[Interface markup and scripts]
┄┄┄┄┄┄

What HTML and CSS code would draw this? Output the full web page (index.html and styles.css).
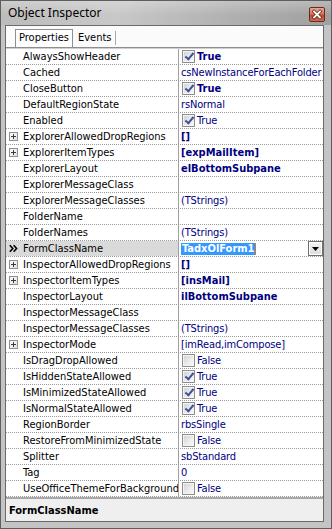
FILE: index.html
```html
<!DOCTYPE html>
<html>
<head>
<meta charset="utf-8">
<link rel="stylesheet" href="styles.css">
</head>
<body>
<div class="window">
  <div class="titlebar">
    <span class="title">Object Inspector</span>
    <span class="close"><svg width="16" height="15" viewBox="0 0 16 15"><path d="M5 4.5 L11 10.5 M11 4.5 L5 10.5" stroke="#5a2418" stroke-width="3.2" stroke-linecap="square"/><path d="M5 4.5 L11 10.5 M11 4.5 L5 10.5" stroke="#fff" stroke-width="1.8" stroke-linecap="square"/></svg></span>
  </div>
  <div class="client">
    <div class="tabstrip">
      <div class="tab active">Properties</div>
      <div class="tab">Events</div>
    </div>
    <div class="grid">
      <div class="row"><div class="name"><span class="mk"></span>AlwaysShowHeader</div><div class="value b"><span class="cb on"></span>True</div></div>
      <div class="row"><div class="name"><span class="mk"></span>Cached</div><div class="value">csNewInstanceForEachFolder</div></div>
      <div class="row"><div class="name"><span class="mk"></span>CloseButton</div><div class="value b"><span class="cb on"></span>True</div></div>
      <div class="row"><div class="name"><span class="mk"></span>DefaultRegionState</div><div class="value">rsNormal</div></div>
      <div class="row"><div class="name"><span class="mk"></span>Enabled</div><div class="value"><span class="cb on"></span>True</div></div>
      <div class="row"><div class="name"><span class="mk plus"></span>ExplorerAllowedDropRegions</div><div class="value b">[]</div></div>
      <div class="row"><div class="name"><span class="mk plus"></span>ExplorerItemTypes</div><div class="value b">[expMailItem]</div></div>
      <div class="row"><div class="name"><span class="mk"></span>ExplorerLayout</div><div class="value b">elBottomSubpane</div></div>
      <div class="row"><div class="name"><span class="mk"></span>ExplorerMessageClass</div><div class="value"></div></div>
      <div class="row"><div class="name"><span class="mk"></span>ExplorerMessageClasses</div><div class="value">(TStrings)</div></div>
      <div class="row"><div class="name"><span class="mk"></span>FolderName</div><div class="value"></div></div>
      <div class="row"><div class="name"><span class="mk"></span>FolderNames</div><div class="value">(TStrings)</div></div>
      <div class="row selected"><div class="name"><span class="mk cur"><svg width="9" height="9" viewBox="0 0 9 9"><path d="M0.8 1.2 L3.8 4.5 L0.8 7.8 M4.6 1.2 L7.6 4.5 L4.6 7.8" stroke="#000" stroke-width="1.6" fill="none"/></svg></span>FormClassName</div><div class="value b"><span class="sel">TadxOlForm1</span><span class="caret"></span><span class="drop"><svg width="7" height="4" viewBox="0 0 7 4"><path d="M0 0 H7 L3.5 4 Z" fill="#000"/></svg></span></div></div>
      <div class="row"><div class="name"><span class="mk plus"></span>InspectorAllowedDropRegions</div><div class="value b">[]</div></div>
      <div class="row"><div class="name"><span class="mk plus"></span>InspectorItemTypes</div><div class="value b">[insMail]</div></div>
      <div class="row"><div class="name"><span class="mk"></span>InspectorLayout</div><div class="value b">ilBottomSubpane</div></div>
      <div class="row"><div class="name"><span class="mk"></span>InspectorMessageClass</div><div class="value"></div></div>
      <div class="row"><div class="name"><span class="mk"></span>InspectorMessageClasses</div><div class="value">(TStrings)</div></div>
      <div class="row"><div class="name"><span class="mk plus"></span>InspectorMode</div><div class="value">[imRead,imCompose]</div></div>
      <div class="row"><div class="name"><span class="mk"></span>IsDragDropAllowed</div><div class="value"><span class="cb"></span>False</div></div>
      <div class="row"><div class="name"><span class="mk"></span>IsHiddenStateAllowed</div><div class="value"><span class="cb on"></span>True</div></div>
      <div class="row"><div class="name"><span class="mk"></span>IsMinimizedStateAllowed</div><div class="value"><span class="cb on"></span>True</div></div>
      <div class="row"><div class="name"><span class="mk"></span>IsNormalStateAllowed</div><div class="value"><span class="cb on"></span>True</div></div>
      <div class="row"><div class="name"><span class="mk"></span>RegionBorder</div><div class="value">rbsSingle</div></div>
      <div class="row"><div class="name"><span class="mk"></span>RestoreFromMinimizedState</div><div class="value"><span class="cb"></span>False</div></div>
      <div class="row"><div class="name"><span class="mk"></span>Splitter</div><div class="value">sbStandard</div></div>
      <div class="row"><div class="name"><span class="mk"></span>Tag</div><div class="value">0</div></div>
      <div class="row"><div class="name"><span class="mk"></span>UseOfficeThemeForBackground</div><div class="value"><span class="cb"></span>False</div></div>
    </div>
    <div class="status">FormClassName</div>
  </div>
</div>
</body>
</html>
```
FILE: styles.css
```css
* { box-sizing: border-box; }
html, body { margin: 0; padding: 0; background: #fff; }
.window {
  width: 332px;
  height: 529px;
  border: 1px solid #5e5e5e;
  background: #c4c4c4;
  display: flex;
  flex-direction: column;
  font-family: "DejaVu Sans Condensed", "DejaVu Sans", sans-serif;
  font-size: 11px;
}
.titlebar {
  height: 24px;
  flex: none;
  display: flex;
  align-items: center;
  padding: 0 6px 0 7px;
  background:
    linear-gradient(to bottom, rgba(255,255,255,0.25), rgba(255,255,255,0) 60%),
    linear-gradient(to right, #bcbcbc 0%, #c8c8c8 35%, #b0b0b0 70%, #a0a0a0 100%);
}
.title {
  font-family: "Noto Sans", "Open Sans", sans-serif;
  font-size: 12px;
  color: #000;
  flex: 1;
  margin-top: -1px;
}
.close {
  width: 16px;
  height: 15px;
  border: 1px solid #6b2b20;
  border-radius: 2px;
  background: linear-gradient(to bottom, #e9a593 0%, #d87760 45%, #c4482f 55%, #d06a4f 100%);
  display: flex;
  align-items: center;
  justify-content: center;
  margin-top: 3px;
  overflow: hidden;
}
.close svg { display: block; margin: -1px; }
.client {
  flex: 1;
  margin: 0 7px 6px 4px;
  border: 1px solid #6b6b6b;
  background: #fff;
  display: flex;
  flex-direction: column;
  min-height: 0;
}
.tabstrip {
  height: 22px;
  flex: none;
  display: flex;
  align-items: flex-end;
  padding-left: 9px;
  border-bottom: 1px solid #8d8d8d;
  background: #fbfbfb;
}
.tab {
  height: 17px;
  line-height: 16px;
  padding: 0 3px;
  color: #000;
}
.tab.active {
  border: 1px solid #8c8f96;
  border-bottom: none;
  background: #fff;
  height: 18px;
}
.tab:not(.active) {
  margin-left: 2px;
  padding-right: 4px;
  border-right: 1px solid #a8a8a8;
  height: 14px;
  line-height: 13px;
  margin-bottom: 2px;
}
.grid {
  flex: none;
  border-top: 1px solid #cfcfcf;
}
.row {
  height: 16px;
  display: grid;
  grid-template-columns: 172px 1fr;
  border-bottom: 1px dotted #9a9a9a;
  line-height: 15px;
}
.name {
  display: flex;
  align-items: center;
  padding-left: 3px;
  white-space: nowrap;
  overflow: hidden;
  color: #000;
}
.mk {
  flex: none;
  width: 9px;
  height: 9px;
  margin-right: 5px;
  display: block;
}
.mk.plus {
  border: 1px solid #8e8e8e;
  background:
    linear-gradient(#3a3a3a, #3a3a3a) center / 5px 1px no-repeat,
    linear-gradient(#3a3a3a, #3a3a3a) center / 1px 5px no-repeat,
    linear-gradient(135deg, #ffffff, #e2e2e2);
}
.mk.cur svg { display: block; }
.value {
  display: flex;
  align-items: center;
  border-left: 1px solid #a0a0a0;
  padding-left: 2px;
  white-space: nowrap;
  overflow: hidden;
  color: #000080;
  letter-spacing: -0.15px;
}
.value.b { font-weight: bold; letter-spacing: 0; }
.cb {
  flex: none;
  width: 13px;
  height: 13px;
  margin: 0 2px 0 1px;
  border: 1px solid #8f8f8f;
  background: linear-gradient(135deg, #cfcfcf 0%, #eeeeee 60%, #fafafa 100%);
  box-shadow: inset 0 0 0 1px #f4f4f4;
  position: relative;
}
.cb.on::after {
  content: "";
  position: absolute;
  top: 0px;
  left: 3.5px;
  width: 3px;
  height: 7px;
  border-right: 2px solid #3b5497;
  border-bottom: 2px solid #3b5497;
  transform: rotate(40deg);
  transform-origin: center;
}
.selected .name { background: #dadada; }
.sel {
  background: #3399ff;
  color: #fff;
  padding: 0 1px;
  line-height: 12px;
  height: 12px;
}
.caret {
  width: 1px;
  height: 12px;
  background: #d07a2a;
}
.drop {
  margin-left: auto;
  width: 15px;
  height: 15px;
  border: 1px solid #6f6f6f;
  background: linear-gradient(#f4f4f4, #dcdcdc);
  box-shadow: inset 0 0 0 1px #fff;
  display: flex;
  align-items: center;
  justify-content: center;
}
.drop svg { display: block; }
.status {
  flex: 1;
  border-top: 2px solid #a9a9a9;
  background: #efefef;
  padding-left: 3px;
  display: flex;
  align-items: center;
  font-weight: bold;
  color: #000;
  font-size: 11px;
}
```
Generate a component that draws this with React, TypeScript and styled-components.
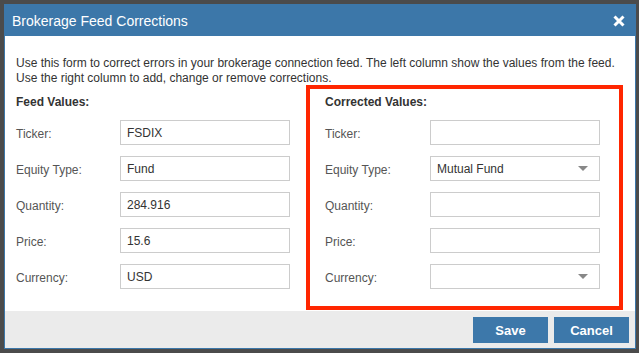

┄┄┄┄┄┄

• _EXERCISE AIM_:
Count every line in the preceding entries where the string "styles" appears, then state only the total.

• _TASK ANSWER_:
3